The aim of Wild Hunt is to keep Geralt's bloody day job ticking over while carrying out a continent-spanning quest to find his adopted daughter Ciri, who it turns out it quite crucial to the continued existence of the world.
The storyline will lead you into countless life-or-death situations. But it's the extra stuff that makes Wild Hunt so addictive. You can spend literally hundreds of hours contract-killing monsters with the impressive in-game fight system, seducing beautiful sorceresses, galloping aimlessly across near-infinite wilderness or mastering the card game Gwent. You'll sit down a normal person looking to check out the latest Witcher. You'll stand up a smelly mess who hasn't spoken to your loved ones in three days.
The game falls down in ways that speak of its developers' exhaustion. First, the bugs. Be ready to levitate, groin first, on to your trusty horse, Roach, and you may see a corpse float by, its decapitated head bobbing behind.
Then there's the occasional annoying gameplay feature. Why does Geralt have to meander to the nearest signpost to "fast travel"? Why is he always getting stuck behind fences, rocks and doors?
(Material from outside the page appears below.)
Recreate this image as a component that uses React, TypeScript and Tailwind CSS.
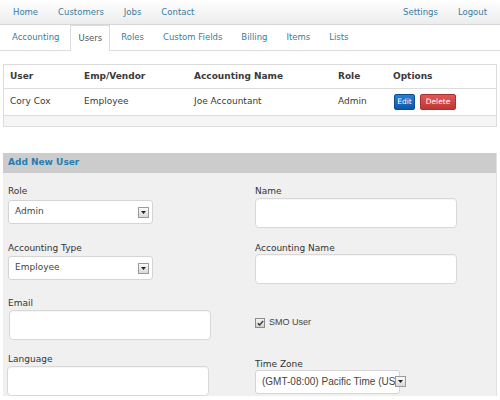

Why is crafting weapons and armour so slow, clunky and confusing?
You can forgive the game its flaws, because its successes are so mind-boggling. Wild Hunt wants to create a huge experience - a whole painstakingly-detailed world - and it achieves that goal. It's at once its greatest strength and its biggest flaw.
Quantity can rule over quality. But what incredible quantity.